We are also both admirers of Barbara Amiel’s clear, expressive and sensitive writing. And that, too, of her former husband, George Jonas.Order-of-Canada

Conrad’s own discourses—though mostly inspired—are more dense and best read on an Internet device so one can readily interpret his meaning and appreciate his precision use of obscure words.

I’m a practitioner of the writing theory that I learned at the hand of my Miami Senior High School journalism teacher, Barbara “BJ” Garfunkel: Be as simply and effectively clear as possible. Despite moving on to university, I can say that between BJ’s news-writing course and first-semester typing,  I really had learned in high school all that I needed to create my long-lasting career in journalism.

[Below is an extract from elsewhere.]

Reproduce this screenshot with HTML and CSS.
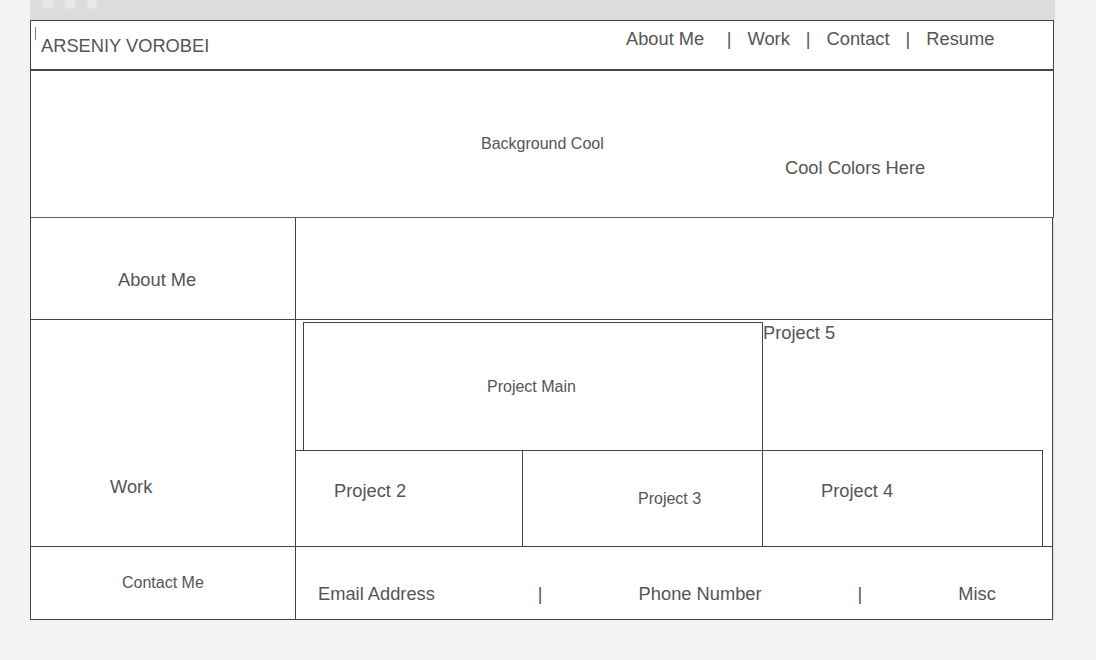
FILE: index.html
```html
<!DOCTYPE html>
<html lang="en">
<head>
    <meta charset="UTF-8">
    <meta name="viewport" content="width=device-width, initial-scale=1.0">
    <title>Arseniy Vorobei</title>
    <link rel="stylesheet" href="styles.css">
</head>
<body>
    <div class="window">
        <div class="titlebar">
            <span class="dot"></span>
            <span class="dot"></span>
            <span class="dot"></span>
        </div>

        <header class="masthead">
            <div class="brand">
                <span class="caret"></span>
                <span class="brand-name">ARSENIY VOROBEI</span>
            </div>
            <nav class="nav">
                <a class="first">About Me</a>
                <span>|</span>
                <a>Work</a>
                <span>|</span>
                <a>Contact</a>
                <span>|</span>
                <a>Resume</a>
            </nav>
        </header>

        <section class="hero">
            <p class="hero-title">Background Cool</p>
            <p class="hero-sub">Cool Colors Here</p>
        </section>

        <section class="board">
            <div class="label about-label">About Me</div>
            <div class="panel"></div>

            <div class="label work-label">Work</div>
            <div class="panel work-panel">
                <div class="work-top">
                    <div class="project-main">Project Main</div>
                    <div class="project-five">Project 5</div>
                </div>
                <div class="work-row">
                    <div class="project p2">Project 2</div>
                    <div class="project p3">Project 3</div>
                    <div class="project p4">Project 4</div>
                </div>
            </div>

            <div class="label contact-label">Contact Me</div>
            <div class="panel contact-panel">
                <span class="email">Email Address</span>
                <span class="sep-1">|</span>
                <span class="phone">Phone Number</span>
                <span class="sep-2">|</span>
                <span class="misc">Misc</span>
            </div>
        </section>
    </div>
</body>
</html>
```

FILE: styles.css
```css
* {
    box-sizing: border-box;
}
body {
    margin: 0;
    background-color: #f3f3f3;
    font-family: "Liberation Sans", Arial, Helvetica, sans-serif;
    color: #555;
}
p {
    margin: 0;
}
.window {
    width: 1025px;
    margin-left: 30px;
}
.titlebar {
    height: 20px;
    background-color: #dcdcdc;
    display: flex;
    align-items: flex-start;
    gap: 10px;
    padding-left: 12px;
    overflow: hidden;
}
.dot {
    width: 12px;
    height: 12px;
    margin-top: -3px;
    border-radius: 50%;
    background-color: #e8e8e8;
}
.masthead {
    width: 1024px;
    height: 51px;
    background-color: #fff;
    border: 1px solid #444;
    border-bottom-width: 2px;
    display: grid;
    grid-template-columns: 595px 1fr;
}
.brand {
    display: flex;
    align-items: flex-start;
}
.caret {
    width: 1px;
    height: 13px;
    margin: 6px 0 0 4px;
    background-color: #7a7a7a;
}
.brand-name {
    font-size: 18.3px;
    line-height: 20px;
    margin: 15px 0 0 5px;
}
.nav {
    display: flex;
    gap: 16px;
    padding-top: 8px;
    font-size: 18.3px;
    line-height: 20px;
}
.nav .first {
    margin-right: 6.5px;
}
.hero {
    width: 1024px;
    height: 147px;
    background-color: #fff;
    border: 1px solid #444;
    border-top: none;
    padding-top: 64px;
}
.hero-title {
    margin-left: 450px;
    font-size: 16px;
    line-height: 18px;
}
.hero-sub {
    margin: 5px 0 0 754px;
    font-size: 18.3px;
    line-height: 20px;
}
.board {
    width: 1023px;
    background-color: #fff;
    border-left: 1px solid #444;
    border-right: 1px solid #444;
    box-shadow: 1px 0 1px #e2e2e2;
    display: grid;
    grid-template-columns: 265px 1fr;
    grid-template-rows: 102px 227px 73px;
    font-size: 18.3px;
    line-height: 20px;
}
.label {
    border-right: 1px solid #444;
    border-bottom: 1px solid #444;
}
.panel {
    border-bottom: 1px solid #444;
}
.about-label {
    padding: 52px 0 0 87px;
}
.work-label {
    padding: 157px 0 0 79px;
}
.contact-label {
    padding: 27px 0 0 91px;
    font-size: 16px;
    line-height: 18px;
}
.work-panel {
    display: flex;
    flex-direction: column;
}
.work-top {
    height: 130px;
    display: flex;
    align-items: flex-start;
}
.project-main {
    width: 460px;
    height: 128px;
    margin: 2px 0 0 7px;
    padding: 55px 0 0 183px;
    border: 1px solid #444;
    border-bottom: none;
    font-size: 16px;
    line-height: 18px;
}
.project-five {
    margin-top: 3px;
}
.work-row {
    width: 747px;
    height: 96px;
    display: flex;
    border-top: 1px solid #444;
}
.project {
    border-right: 1px solid #444;
}
.p2 {
    width: 227px;
    padding: 30px 0 0 38px;
}
.p3 {
    width: 240px;
    padding: 39px 0 0 115px;
    font-size: 16px;
    line-height: 18px;
}
.p4 {
    width: 280px;
    padding: 30px 0 0 58px;
}
.contact-panel {
    display: flex;
    align-items: flex-start;
    padding-top: 37px;
}
.email {
    margin-left: 22px;
}
.sep-1 {
    margin-left: 103px;
}
.phone {
    margin-left: 96px;
}
.sep-2 {
    margin-left: 96px;
}
.misc {
    margin-left: 96px;
}
```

I wanted to be a reporter early in my youth. I wanted to join that pack of dogs nipping at the heels of rotten politicians and sleazy scammers. A North American reporter, doing the job right, I saw (and see) as democratic civilization’s representative.

There was a 1950s-era TV series lionizing reporters called The Big Story that was, to me, both a blessing and a curse. A blessing in that it inspired me to be a reporter and nothing short of that. A curse in that it was sponsored by Pall Mall cigarettes and so, at age 13, it was a Pall Mall that started a decades-long addiction which I twice conquered; permanently in 1992.

Conrad was largely responsible for creating the National Post, Toronto’s third outstanding world-class daily newspaper. Among scores of superb writers on its roster are Peter Kuitenbrower, Andrew Coyne and Conrad Black, to name a soupçon.

Conrad was victimized by the federal prosecutor in Chicago who thrives on landing the big fish and fileting them with insulting and trumped-up charges. Conrad was a big fish. Now, as we read always associated with his name, he is a “convicted felon.”

But convicted of what? A trumped-up and overblown cacophony of allegations that he abused savvy businessmen by offering, for payment, to not personally compete against them in the markets where they purchased a newspaper corporation he and his fellow shareholders were selling. That, after all was appealed and the other charges predictably dismissed as wrongful on the part of the prosecutor, is what put him in the “joint.”

He had sold his personal pledge to not start a competing newspaper—where he had every right to do so—after the sale of a newspaper corporation in which he was a shareholder.

If you were buying a newspaper corporation in which Conrad was a shareholder, would you not be willing to pay for his personal pledge to not start another newspaper in competition with you? Damn right! You’d be glad for the chance and might even insist upon it before buying the corporation.

So that’s how, with trumped up charges and false allegations of underhanded dealings, a Chicago federal prosecutor swayed an everyman jury to wrongly put this “lord” in prison stripes. Well, an orange jumpsuit, at any rate.

A number of U.S. worthies benefitted mightily from the disassembling of the corporate entity being mentioned. Some major money went into some pockets.

Since the Order of Canada isn’t just a medal like an Olympics necklace, the rulers of that august body couldn’t permit the continued presence of a “convicted felon” to taint their club of most honourables.

A similar fate befell Garth Drabinsky, a highly creative theatre mogul, who was also deemed unworthy of the Order despite a career lifetime of spectacular accomplishments deemed to be tainted by some financial manoeuvrings that likely had more to do with unfortunate timing than the fraud of which he was convicted.

It’s unlikely that Garth will ever, during his lifetime, recover his reputation from the taint of his conviction since there was genuine reason for it, no matter how inadvertent or unintentioned.

Because of the sad condition of my former nation, the land for which I bore arms during the nascent Viet Nam War era and which now has abandoned its constitution and the great promise it once held, a conviction in the U.S. will also likely never be rectified in the case of Conrad Black.

Injustice is institutionalized in the United States. Still. It was so in my youth against blacks and Latinos. And, in the redneck South, against Yankees.

There, as in Canada, the taint of a conviction stains bone deep. Even when it’s the least part of a person’s doings. Even when it’s wrong as in the case of Conrad Black.